Шарль Роллен, сын бедного кожевника, а затем ректор Сорбонны, т.е. староста всего научного мира страны, сам походил на своих римских республиканцев неподкупной независимостью характера. На фоне морального разложения интеллигенции под влиянием режима Людовика XIV Роллен казался античным человеком. С 1730 г. выходит его «Древняя история»; последний том вышел в 1738 г. и тогда же, узнав, что громадный труд кончен, Тредиаковский начинает в том же 1738 г. свой перевод. Роллен немедленно берется за «Римскую историю» и продолжение своего труда завещает перед смертью своему ученику Кревье.

Серьезного научного значения эта «История» теперь не имеет. Это не был шаг вперед, а скорее модернизированное завершение старого периода историографии. Роллен довольствуется тем, что пересказывает античных же историков, а если какой-нибудь эпизод или эпоха римской истории известна нам, скажем, по Полибию и Титу Ливию или по Тациту и Светонию, Роллен ограничивается сводкой всех версий с устранением наименее достоверных. Роллен представил в совершенной форме уровень исторической науки до Вольтера и до Монтескье. Это совершенно соответствовало взглядам на историю и Тредиаковского, тоже переходным от старой школьной науки к новой историографии. Научное место «Истории» незначительно, но ее морально-политическое влияние было громадным, что необходимо точно иметь в виду, чтобы понять политическое значение труда Тредиаковского.

Роллен был потрясен падением политических нравов во Франции. В этом суровом моралисте жила героическая душа буржуазного республиканца и пуританского демократа. Под именем древней и римской истории он пишет курс римско-республиканской морали.

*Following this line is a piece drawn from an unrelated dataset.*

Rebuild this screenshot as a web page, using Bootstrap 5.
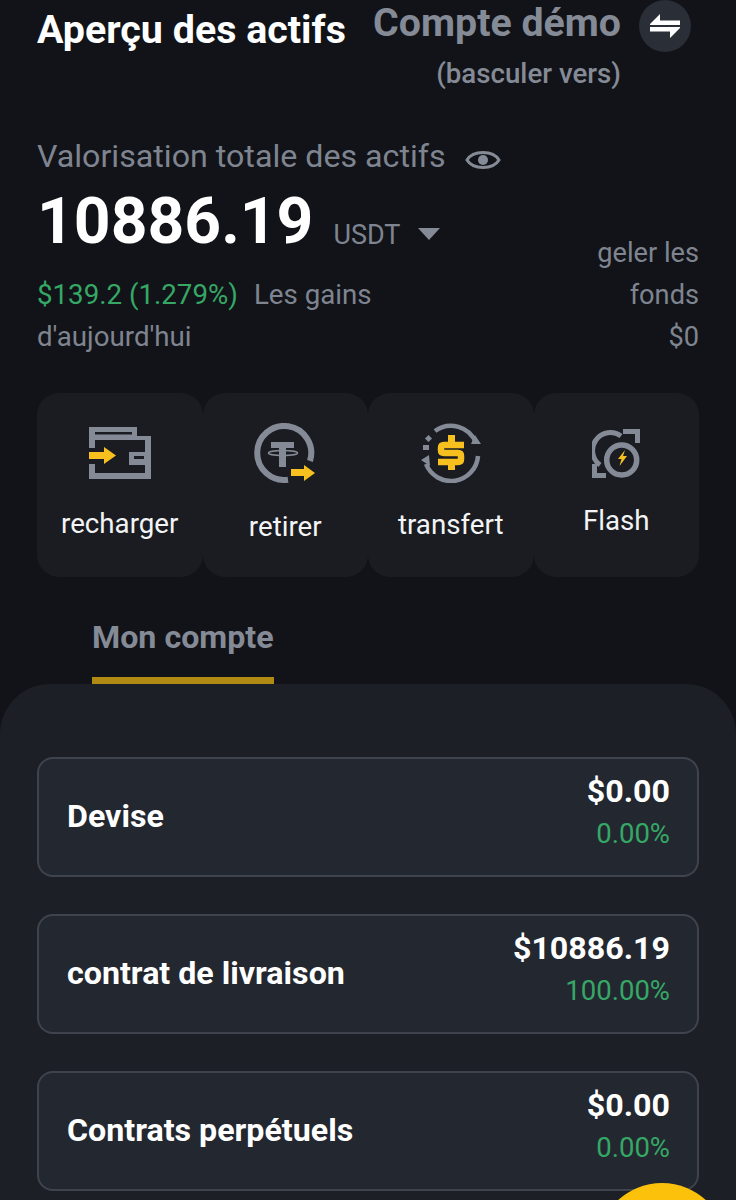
<!DOCTYPE html>
<html lang="fr">
<head>
    <meta charset="UTF-8">
    <meta name="viewport" content="width=device-width, initial-scale=1.0">
    <link href="https://cdn.jsdelivr.net/npm/bootstrap@5.3.1/dist/css/bootstrap.min.css" rel="stylesheet">
    <title>Aperçu des actifs</title>
    <style>
        html, body { height: 1200px; overflow: hidden; }
        body { background: #121318; font-family: Roboto, "Liberation Sans", sans-serif; color: #fff; }
        .top-area { padding: 0 37px; height: 684px; }
        .head-row { height: 136px; }
        .head-title { font-size: 39.4px; font-weight: 700; line-height: 42px; margin-top: 9px; }
        .demo-wrap { padding-right: 8px; gap: 18px; }
        .demo-text { color: #858b96; font-weight: 500; text-align: right; }
        .demo-name { font-size: 39.3px; font-weight: 700; line-height: 42px; margin-top: 2px; }
        .demo-sub { font-size: 27.7px; line-height: 32px; margin-top: 14px; }
        .swap-btn { width: 52px; height: 52px; border-radius: 50%; background: #2a2e37; }
        .muted-txt { color: #7f8590; }
        .total-label { font-size: 32.2px; line-height: 40px; }
        .eye-icon { margin-left: 3px; margin-top: 7px; }
        .total-num { font-size: 64.2px; font-weight: 700; line-height: 78px; margin-top: 6px; }
        .unit-txt { font-size: 27px; color: #7f8590; margin-left: 20px; margin-top: 39px; }
        .caret-down { width: 0; height: 0; border-left: 11px solid transparent; border-right: 11px solid transparent; border-top: 12px solid #858b96; margin-left: 18px; margin-top: 52px; }
        .gain-row { font-size: 27.7px; line-height: 42px; margin-top: 14px; }
        .gain-col { width: 380px; }
        .gain-word { margin-left: 16px; }
        .up-txt { color: #35a866; }
        .frozen-col { text-align: right; width: 120px; font-size: 27.2px; margin-top: -42px; }
        .tile-row { margin-top: 35px; }
        .tile-box { width: 25%; height: 184px; padding-top: 28px; background: #1a1c22; border-radius: 22px; }
        .icon-slot { height: 64px; }
        .tile-label { font-size: 27.7px; line-height: 32px; color: #f3f4f5; }
        .label-a { margin-top: 23px; }
        .label-b { margin-top: 26px; }
        .label-c { margin-top: 24px; }
        .label-d { margin-top: 20px; }
        .tab-row { padding-left: 55px; margin-top: 40px; }
        .tab-item { color: #858b96; font-size: 32.2px; font-weight: 700; line-height: 40px; border-bottom: 7px solid #b18a14; padding-bottom: 20px; }
        .panel-box { position: relative; overflow: hidden; background: #1c1f26; border-radius: 50px 50px 0 0; height: 516px; padding: 73px 37px 0; }
        .acct-card { background: #232730; border: 2px solid #3e434d; border-radius: 16px; height: 119.5px; padding: 0 27px 0 28px; margin-bottom: 37.5px; }
        .acct-name { font-size: 32.2px; font-weight: 700; margin-bottom: 2px; }
        .acct-amounts { margin-bottom: 6px; }
        .acct-val { font-size: 32.2px; font-weight: 700; line-height: 40px; text-align: right; }
        .acct-pct { font-size: 27.5px; line-height: 46px; text-align: right; }
        .fab-circle { position: absolute; left: 597px; top: 499px; width: 130px; height: 130px; border-radius: 50%; background: #fcc10a; }
    </style>
</head>
<body>
    <div class="top-area">
        <div class="d-flex justify-content-between head-row">
            <div class="head-title">Aperçu des actifs</div>
            <div class="d-flex demo-wrap">
                <div class="demo-text">
                    <div class="demo-name">Compte démo</div>
                    <div class="demo-sub">(basculer vers)</div>
                </div>
                <div class="swap-btn d-flex align-items-center justify-content-center">
                    <svg width="32" height="24" viewBox="0 0 32 24"><path d="M11 0 L1 10 V11 H31 V6.500 H11 Z" fill="#fff"/><path d="M21 24 L31 14 V13 H1 V17.500 H21 Z" fill="#fff"/></svg>
                </div>
            </div>
        </div>

        <div class="d-flex align-items-center gap-3">
            <div class="total-label muted-txt">Valorisation totale des actifs</div>
            <svg class="eye-icon" width="36" height="26" viewBox="0 0 36 26"><path d="M2 13 C8 3 28 3 34 13 C28 23 8 23 2 13 Z" fill="none" stroke="#858b96" stroke-width="3"/><circle cx="18" cy="13" r="5" fill="#858b96"/></svg>
        </div>
        <div class="d-flex align-items-start">
            <div class="total-num">10886.19</div>
            <div class="unit-txt">USDT</div>
            <div class="caret-down"></div>
        </div>
        <div class="d-flex justify-content-between gain-row">
            <div class="gain-col">
                <div class="d-flex">
                    <div class="up-txt">$139.2 (1.279%)</div>
                    <div class="muted-txt gain-word">Les gains</div>
                </div>
                <div class="muted-txt">d'aujourd'hui</div>
            </div>
            <div class="frozen-col muted-txt">geler les fonds<br>$0</div>
        </div>

        <div class="d-flex tile-row">
            <div class="tile-box d-flex flex-column align-items-center">
                <div class="icon-slot d-flex align-items-center">
                    <svg width="62" height="52" viewBox="0 0 62 52"><path d="M0 0 H48 V9 H62 V52 H0 V37 H6 V46 H56 V38 H40 V25 H56 V13 H6 V21 H0 Z M6 5 V7.500 H43 V5 Z M45 29 V32 H55 V29 Z" fill="#858b96" fill-rule="evenodd"/><path d="M0 25 H15 V20 L27 28.500 L15 37 V32 H0 Z" fill="#f7c01f"/></svg>
                </div>
                <div class="tile-label label-a">recharger</div>
            </div>
            <div class="tile-box d-flex flex-column align-items-center">
                <div class="icon-slot d-flex align-items-center">
                    <svg width="62" height="60" viewBox="0 0 62 60"><path d="M56 38 A27 27 0 1 0 34 56.700" fill="none" stroke="#858b96" stroke-width="6"/><path d="M17 19 H40 V25 H32 V44 H25 V25 H17 Z" fill="#858b96"/><ellipse cx="29" cy="30" rx="14.500" ry="2.500" fill="none" stroke="#858b96" stroke-width="1.500"/><path d="M37 46 H50 V42 L61 50 L50 58 V53 H37 Z" fill="#f7c01f"/></svg>
                </div>
                <div class="tile-label label-b">retirer</div>
            </div>
            <div class="tile-box d-flex flex-column align-items-center">
                <div class="icon-slot d-flex align-items-center">
                    <svg width="60" height="60" viewBox="0 0 60 60"><path d="M14 8 A27 27 0 0 1 55 20 M57 33 A27 27 0 0 1 5 41" fill="none" stroke="#858b96" stroke-width="4.500"/><path d="M50 21 L60 21 L54 12 Z M0 37 L8 32 L9 43 Z" fill="#858b96"/><rect x="5" y="13" width="5" height="5" fill="#858b96" transform="rotate(45 7.500 15.500)"/><rect x="2" y="22" width="6" height="5" fill="#858b96"/><path d="M43 22 H23 Q20 22 20 25 V27 Q20 30 23 30 H37 Q40 30 40 33 V36 Q40 39 37 39 H17" fill="none" stroke="#f7c01f" stroke-width="6.500"/><rect x="27" y="12" width="7" height="8" fill="#f7c01f"/><rect x="27" y="40" width="7" height="7" fill="#f7c01f"/></svg>
                </div>
                <div class="tile-label label-c">transfert</div>
            </div>
            <div class="tile-box d-flex flex-column align-items-center">
                <div class="icon-slot d-flex align-items-center">
                    <svg width="48" height="49" viewBox="0 0 48 49"><circle cx="29.700" cy="31" r="15" fill="none" stroke="#858b96" stroke-width="5.500"/><path d="M8 36 A16.500 16.500 0 0 1 29 7" fill="none" stroke="#858b96" stroke-width="5"/><path d="M31 0 H48 V14 H43 V5 H31 Z M0 35 H5 V44 H14 V49 H0 Z" fill="#858b96"/><path d="M33 21 L26 30 H29.500 L27.500 37 L35 27 H31 Z" fill="#f7c01f"/></svg>
                </div>
                <div class="tile-label label-d">Flash</div>
            </div>
        </div>

        <div class="d-flex tab-row">
            <div class="tab-item">Mon compte</div>
        </div>
    </div>

    <div class="panel-box">
        <div class="acct-card d-flex justify-content-between align-items-center">
            <div class="acct-name">Devise</div>
            <div class="acct-amounts">
                <div class="acct-val">$0.00</div>
                <div class="acct-pct up-txt">0.00%</div>
            </div>
        </div>
        <div class="acct-card d-flex justify-content-between align-items-center">
            <div class="acct-name">contrat de livraison</div>
            <div class="acct-amounts">
                <div class="acct-val">$10886.19</div>
                <div class="acct-pct up-txt">100.00%</div>
            </div>
        </div>
        <div class="acct-card d-flex justify-content-between align-items-center">
            <div class="acct-name">Contrats perpétuels</div>
            <div class="acct-amounts">
                <div class="acct-val">$0.00</div>
                <div class="acct-pct up-txt">0.00%</div>
            </div>
        </div>
        <div class="fab-circle"></div>
    </div>

    <script src="https://cdn.jsdelivr.net/npm/bootstrap@5.3.1/dist/js/bootstrap.bundle.min.js"></script>
</body>
</html>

Он хочет показать, что свобода Афин и республиканского Рима была основана на суровой энергии характеров, на сознательном пренебрежении граждан к личным интересам и ежеминутной их готовности пожертвовать ради блага всех имуществом, свободой и жизнью. Парижанам Регентства и Людовика XV он указывает на гибель государства как на страшное последствие падения характеров и на деспотизм, устанавливающийся в народе, переставшем рождать героев. Эта безвозбранная (за традиционной неприкосновенностью священных преданий античности) проповедь героического республиканизма равнялась дискредитации монархии Людовика ХV. Несколько поколений студенческой молодежи прошли через влияние «Истории». Этим был подготовлен глубоко объясненный Марксом античный маскарад французской буржуазной революции 1789 г.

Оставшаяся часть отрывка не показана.